NastaMauger avatar Aug 20 '25 02:08 NastaMauger

By the way, at the moment, CASSCF calculations do not work with QP2 and PySCF because there is no proper way to define the CAS space with the converter. The converter automatically includes all molecular orbitals—since it is mainly intended for sCI calculations—making it impossible to restrict the calculation correctly.

Even if you manually edit the generated XML files, issues remain. For example, with a CAS(4,4) using orbitals 27–30, you would set nstates = 30 and nea = neb = 28. However, the coefficients also need to be written with the correct number of digits, which is currently not the case.

One possible solution would be to add a -cas flag to convert4qmc, which specifies the number of electrons and orbitals. For example: convert4qmc -orbitals cas_4_4.h5 -multidet cas_4_4_multidet.h5 -addCusp -production -cas 4,4 This would require adjusting the PySCF and QP2 converters so that the size, nstates, nea, and neb entries are correctly registered and the ci vector are save with the correct number of digits with respect to the CAS space definition

Doing this should resolve this open issue, and, unless there is a problem with the registered MOs, it should also address this related issue: https://github.com/QMCPACK/qmcpack/issues/5563

NastaMauger avatar Aug 20 '25 02:08 NastaMauger

Benzene is likely too big to run quickly to a useful accuracy; we have to be able to detect errors in handling the CI coefficients which presumably will need a small error bar. <=10 electrons is preferred. Lets start with water.
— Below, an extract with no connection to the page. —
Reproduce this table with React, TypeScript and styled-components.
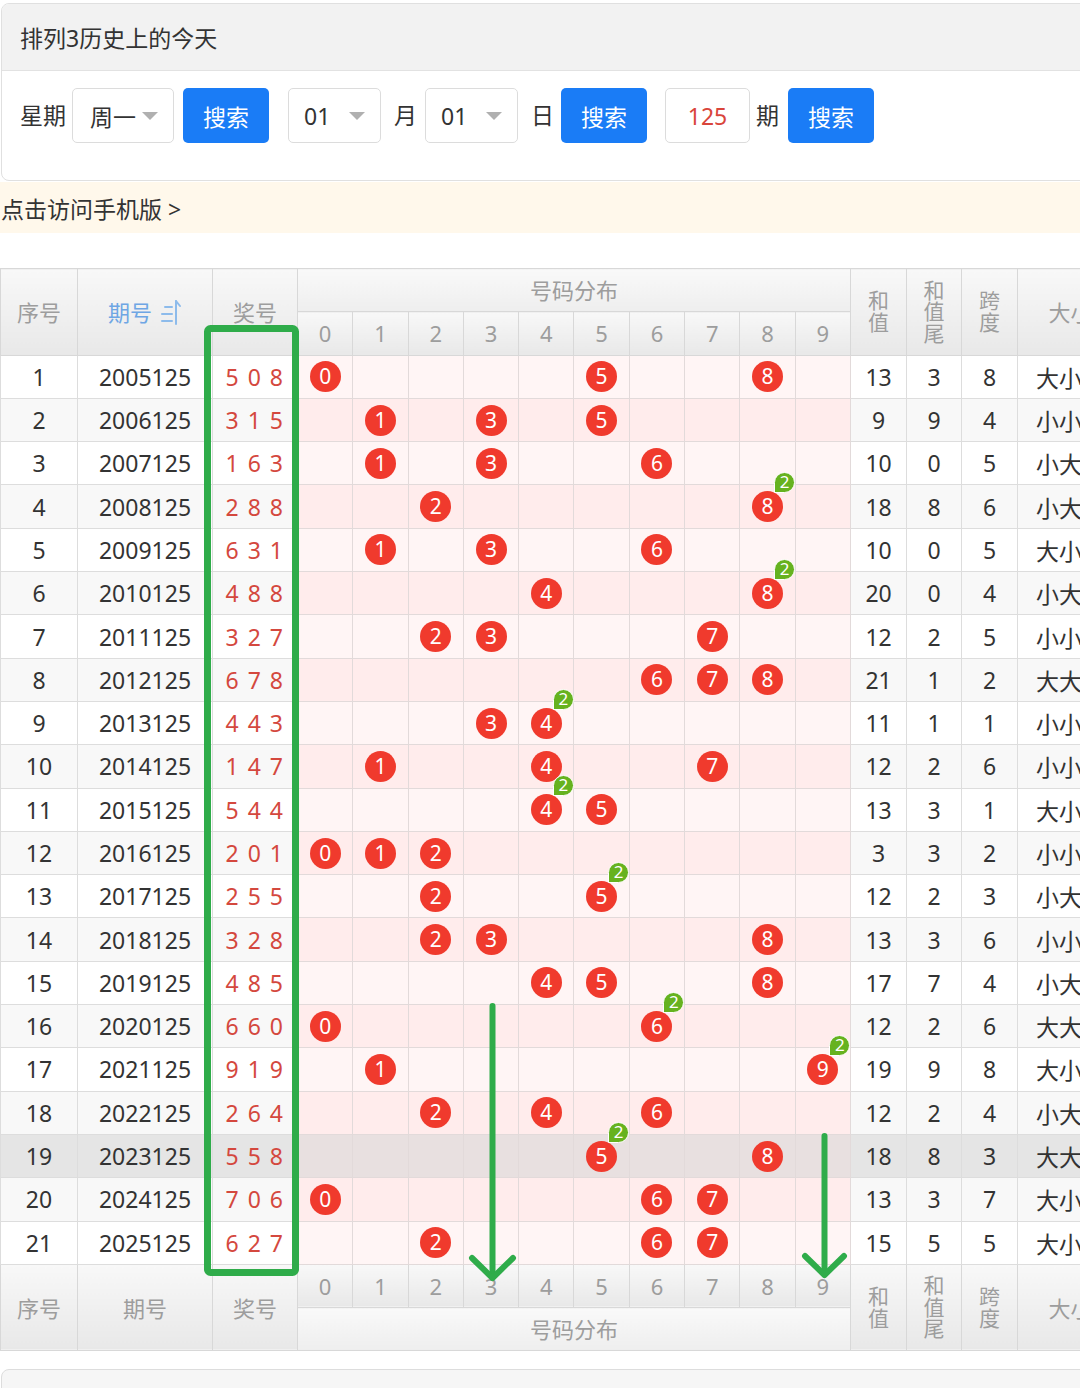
import React from "react";
import styled, { createGlobalStyle } from "styled-components";

const FONT = `"Noto Sans", "Noto Sans CJK SC", sans-serif`;

const GlobalStyle = createGlobalStyle`
  html, body { margin: 0; padding: 0; background: #fff; }
  body { overflow-x: hidden; font-family: ${FONT}; color: #333; }
`;

const Page = styled.div`
  width: 1080px;
  overflow: hidden;
  padding-top: 3px;
`;

const Card = styled.section`
  margin: 0 -30px 0 1px;
  border: 1px solid #e0e0e0;
  border-radius: 8px;
  overflow: hidden;
  background: #fff;
`;

const CardHead = styled.h1`
  margin: 0;
  height: 67px;
  box-sizing: border-box;
  display: flex;
  align-items: center;
  padding-left: 18px;
  background: #f2f2f2;
  border-bottom: 1px solid #e2e2e2;
  font-size: 23px;
  font-weight: 400;
  color: #333;
`;

const CardBody = styled.div`
  height: 109px;
  box-sizing: border-box;
  padding: 17px 0 0 18px;
  display: flex;
  align-items: flex-start;
`;

const Label = styled.span<{ $ml?: number }>`
  margin-left: ${(p) => p.$ml ?? 0}px;
  height: 55px;
  line-height: 55px;
  font-size: 23px;
  color: #333;
`;

const SelectBox = styled.div<{ $w: number; $ml: number; $pl: number }>`
  margin-left: ${(p) => p.$ml}px;
  width: ${(p) => p.$w}px;
  height: 55px;
  box-sizing: border-box;
  border: 1px solid #dcdcdc;
  border-radius: 5px;
  background: #fff;
  display: flex;
  align-items: center;
  justify-content: space-between;
  padding: 0 15px 0 ${(p) => p.$pl}px;
  font-size: 23px;
  color: #333;
`;

const Caret = styled.span`
  width: 0;
  height: 0;
  border-left: 8px solid transparent;
  border-right: 8px solid transparent;
  border-top: 8px solid #b0b0b0;
`;

const InputBox = styled.div<{ $ml: number }>`
  margin-left: ${(p) => p.$ml}px;
  width: 85px;
  height: 55px;
  box-sizing: border-box;
  border: 1px solid #dcdcdc;
  border-radius: 5px;
  display: flex;
  align-items: center;
  justify-content: center;
  font-size: 23px;
  color: #d9453b;
`;

const Button = styled.button<{ $ml: number }>`
  margin-left: ${(p) => p.$ml}px;
  width: 86px;
  height: 55px;
  border: none;
  border-radius: 5px;
  background: #1a7cf6;
  color: #fff;
  font-family: ${FONT};
  font-size: 23px;
  padding: 0;
`;

const Notice = styled.div`
  height: 51px;
  margin-top: 1px;
  background: #fff8eb;
  display: flex;
  align-items: center;
  padding-left: 1px;
  font-size: 23px;
  color: #333;
`;

const TableWrap = styled.div`
  position: relative;
  margin-top: 35px;
  overflow: hidden;
`;

const Table = styled.table`
  border-collapse: collapse;
  table-layout: fixed;
  width: 1223px;
`;

const HeadRow = styled.tr`
  height: 43.3px;
`;

const BodyRow = styled.tr`
  height: 43.3px;
`;

const Th = styled.th<{ $link?: boolean; $light?: boolean }>`
  border: 1px solid #d8d8d8;
  background: ${(p) =>
    p.$light ? "linear-gradient(#f9f9f9, #eeeeee)" : "linear-gradient(#f8f8f8, #e8e8e8)"};
  color: ${(p) => (p.$link ? "#6ea6e4" : "#9d9d9d")};
  font-weight: 400;
  font-size: 22px;
  line-height: 22px;
  padding: 0;
  white-space: nowrap;
`;

const Stacked = styled.span`
  display: inline-block;
  width: 1em;
  white-space: normal;
  word-break: break-all;
  font-size: 21px;
  line-height: 21.5px;
`;

type Tone = "plain" | "alt" | "hl";

const infoBg: Record<Tone, string> = { plain: "#ffffff", alt: "#f8f8f8", hl: "#e5e5e5" };
const distBg: Record<Tone, string> = { plain: "#fff5f5", alt: "#ffecec", hl: "#e8e0e0" };

const InfoCell = styled.td<{ $tone: Tone; $red?: boolean }>`
  border: 1px solid #dddddd;
  background: ${(p) => infoBg[p.$tone]};
  color: ${(p) => (p.$red ? "#d4483e" : "#333")};
  letter-spacing: ${(p) => (p.$red ? "1.5px" : "0")};
  font-size: 23px;
  text-align: center;
  padding: 0;
  white-space: nowrap;
`;

const DistCell = styled.td<{ $tone: Tone }>`
  border: 1px solid #e2dada;
  background: ${(p) => distBg[p.$tone]};
  text-align: center;
  padding: 0;
`;

const Ball = styled.span`
  position: relative;
  display: inline-flex;
  align-items: center;
  justify-content: center;
  width: 31px;
  height: 31px;
  border-radius: 50%;
  background: #f03a2d;
  color: #fff;
  font-size: 21px;
  line-height: 1;
  vertical-align: middle;
`;

const Badge = styled.span`
  position: absolute;
  left: 22px;
  top: -19px;
  width: 21px;
  height: 21px;
  box-sizing: border-box;
  border: 1.5px solid #fff;
  border-radius: 50% 50% 50% 0;
  background: #66b21f;
  color: #fff;
  font-size: 17px;
  line-height: 18px;
  text-align: center;
`;

const Overlay = styled.svg`
  position: absolute;
  left: 0;
  top: 0;
  width: 1080px;
  height: 1100px;
  overflow: visible;
  pointer-events: none;
`;

const BottomCard = styled.section`
  margin: 18px -30px 0 1px;
  height: 60px;
  border: 1px solid #dddddd;
  border-radius: 8px;
  background: #f6f6f6;
`;

const SortIcon = () => (
  <svg width="22" height="28" viewBox="0 0 22 28" style={{ verticalAlign: "-5px", marginLeft: 8 }}>
    <g stroke="#8dbbeb" strokeWidth="2" fill="none" strokeLinecap="round">
      <line x1="5" y1="9" x2="12" y2="9" />
      <line x1="2" y1="16" x2="12" y2="16" />
      <line x1="2" y1="23" x2="12" y2="23" />
      <line x1="16" y1="3" x2="16" y2="26" />
      <line x1="16" y1="3" x2="20" y2="8" />
    </g>
  </svg>
);

const raw = [
  "508", "315", "163", "288", "631", "488", "327", "678", "443", "147", "544",
  "201", "255", "328", "485", "660", "919", "264", "558", "706", "627",
];

const rows = raw.map((d, i) => ({
  no: i + 1,
  issue: `${2005 + i}125`,
  digits: d.split("").map(Number),
}));

const cols = [77, 135, 85, ...Array(10).fill(55.3), 56, 55, 56, 106, 100];
const DIGITS = [0, 1, 2, 3, 4, 5, 6, 7, 8, 9];

export default function App() {
  return (
    <>
      <GlobalStyle />
      <Page>
        <Card>
          <CardHead>排列3历史上的今天</CardHead>
          <CardBody>
            <Label>星期</Label>
            <SelectBox $w={102} $ml={6} $pl={17}>
              周一
              <Caret />
            </SelectBox>
            <Button $ml={9}>搜索</Button>
            <SelectBox $w={93} $ml={19} $pl={15}>
              01
              <Caret />
            </SelectBox>
            <Label $ml={13}>月</Label>
            <SelectBox $w={93} $ml={8} $pl={15}>
              01
              <Caret />
            </SelectBox>
            <Label $ml={13}>日</Label>
            <Button $ml={7}>搜索</Button>
            <InputBox $ml={18}>125</InputBox>
            <Label $ml={6}>期</Label>
            <Button $ml={9}>搜索</Button>
          </CardBody>
        </Card>
        <Notice>点击访问手机版 &gt;</Notice>

        <TableWrap>
          <Table>
            <colgroup>
              {cols.map((w, i) => (
                <col key={i} style={{ width: w }} />
              ))}
            </colgroup>
            <thead>
              <HeadRow>
                <Th rowSpan={2}>序号</Th>
                <Th rowSpan={2} $link>
                  期号
                  <SortIcon />
                </Th>
                <Th rowSpan={2}>奖号</Th>
                <Th colSpan={10} $light>号码分布</Th>
                <Th rowSpan={2}><Stacked>和值</Stacked></Th>
                <Th rowSpan={2}><Stacked>和值尾</Stacked></Th>
                <Th rowSpan={2}><Stacked>跨度</Stacked></Th>
                <Th rowSpan={2}>大小</Th>
                <Th rowSpan={2}>奇偶</Th>
              </HeadRow>
              <HeadRow>
                {DIGITS.map((d) => (
                  <Th key={d}>{d}</Th>
                ))}
              </HeadRow>
            </thead>
            <tbody>
              {rows.map((r) => {
                const tone: Tone = r.no === 19 ? "hl" : r.no % 2 === 0 ? "alt" : "plain";
                const sum = r.digits.reduce((a, b) => a + b, 0);
                const span = Math.max(...r.digits) - Math.min(...r.digits);
                const size = r.digits.map((d) => (d >= 5 ? "大" : "小")).join("");
                const odd = r.digits.map((d) => (d % 2 ? "奇" : "偶")).join("");
                return (
                  <BodyRow key={r.no}>
                    <InfoCell $tone={tone}>{r.no}</InfoCell>
                    <InfoCell $tone={tone}>{r.issue}</InfoCell>
                    <InfoCell $tone={tone} $red>
                      {r.digits.join(" ")}
                    </InfoCell>
                    {DIGITS.map((c) => {
                      const n = r.digits.filter((x) => x === c).length;
                      return (
                        <DistCell key={c} $tone={tone}>
                          {n > 0 && (
                            <Ball>
                              {c}
                              {n > 1 && <Badge>{n}</Badge>}
                            </Ball>
                          )}
                        </DistCell>
                      );
                    })}
                    <InfoCell $tone={tone}>{sum}</InfoCell>
                    <InfoCell $tone={tone}>{sum % 10}</InfoCell>
                    <InfoCell $tone={tone}>{span}</InfoCell>
                    <InfoCell $tone={tone}>{size}</InfoCell>
                    <InfoCell $tone={tone}>{odd}</InfoCell>
                  </BodyRow>
                );
              })}
            </tbody>
            <tfoot>
              <HeadRow>
                <Th rowSpan={2}>序号</Th>
                <Th rowSpan={2}>期号</Th>
                <Th rowSpan={2}>奖号</Th>
                {DIGITS.map((d) => (
                  <Th key={d}>{d}</Th>
                ))}
                <Th rowSpan={2}><Stacked>和值</Stacked></Th>
                <Th rowSpan={2}><Stacked>和值尾</Stacked></Th>
                <Th rowSpan={2}><Stacked>跨度</Stacked></Th>
                <Th rowSpan={2}>大小</Th>
                <Th rowSpan={2}>奇偶</Th>
              </HeadRow>
              <HeadRow>
                <Th colSpan={10} $light>号码分布</Th>
              </HeadRow>
            </tfoot>
          </Table>
          <Overlay>
            <g stroke="#2fac4a" fill="none" strokeWidth="7" strokeLinecap="round" strokeLinejoin="round">
              <rect x="207.5" y="60.5" width="88" height="944" rx="3" strokeLinecap="butt" />
              <line x1="492.5" y1="738" x2="492.5" y2="1008" strokeWidth="6" />
              <polyline points="472,990 492.5,1010 513,990" strokeWidth="6" />
              <line x1="824.5" y1="868" x2="824.5" y2="1005" strokeWidth="6" />
              <polyline points="805,988 824.5,1007 844,988" strokeWidth="6" />
            </g>
          </Overlay>
        </TableWrap>
        <BottomCard />
      </Page>
    </>
  );
}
We don't have many people running molecules on the core funded QMCPACK team, and no one is focused on multideterminant calculations. Hence the need for a systematic approach to make sure this problem is definitively addressed and we are protected from (say) a future change in any of the quantum chemistry codes or some python update breaking the converters. First step is to get the same energy from different quantum chemistry codes for a small test system. ECPs need to be used to avoid the perturbation caused by the cusp corrections. Once we have seen that we can drive chemistry codes consistently, we'll look to see what changes in converters are needed to get the correct result using wavefunctions from each of the quantum chemistry codes in QMCPACK. We can handle the testing and automation once there are inputs for us to run. We'll likely need help decoding handling of CI coefficients for some of the codes since they all appear to be doing their own thing.

prckent avatar Aug 20 '25 13:08 prckent

What do you mean by “run quickly to a useful accuracy”? Benzene with cc-pVDZ, RHF, and CAS(4,4) takes less than 10 seconds to run on my personal laptop with each software. With this CAS space, you already get degenerate determinants and energies that are consistent across all programs

NastaMauger avatar Aug 20 '25 13:08 NastaMauger

We need to be able to run the QMC quickly to a useful accuracy. The QMC is the bottleneck.

prckent avatar Aug 20 '25 13:08 prckent

The issue with the water example already in QMCPACK is that your CAS space included all electrons (NMCC=0), so it’s essentially equivalent to a CI calculation. Because of that, such an example won’t be able to trigger the bug that arises when the CAS space does not include all the MOs but rather a user define one. That’s why it worked for many years—since, as you said, no one really runs such calculations.

However, in practice, one would usually want to perform a CAS on a well-defined active space and then use it for a subsequent QMC job, rather than running a huge sCI.

So my question is more about what you actually want to do. If you just want to test with water as it was done previously, then it works. But it might be worth adding to the documentation that CASSCF won’t work with PySCF or QP2, since both converters are designed for sCI. In fact the documentaiton for PySCF is missleading

NastaMauger avatar Aug 20 '25 13:08 NastaMauger

We need one or more inputs that trigger this bug. i.e. a reproducer. You pick. Needs to fit the specifications described above (small, quick to run in QMC, ECP, significantly non-zero excited state CI coefficients).

If there are problems that end up not being solved, yes, we'll update the docs. The converters should also be changed to abort if they can detect these situations.

prckent avatar Aug 20 '25 14:08 prckent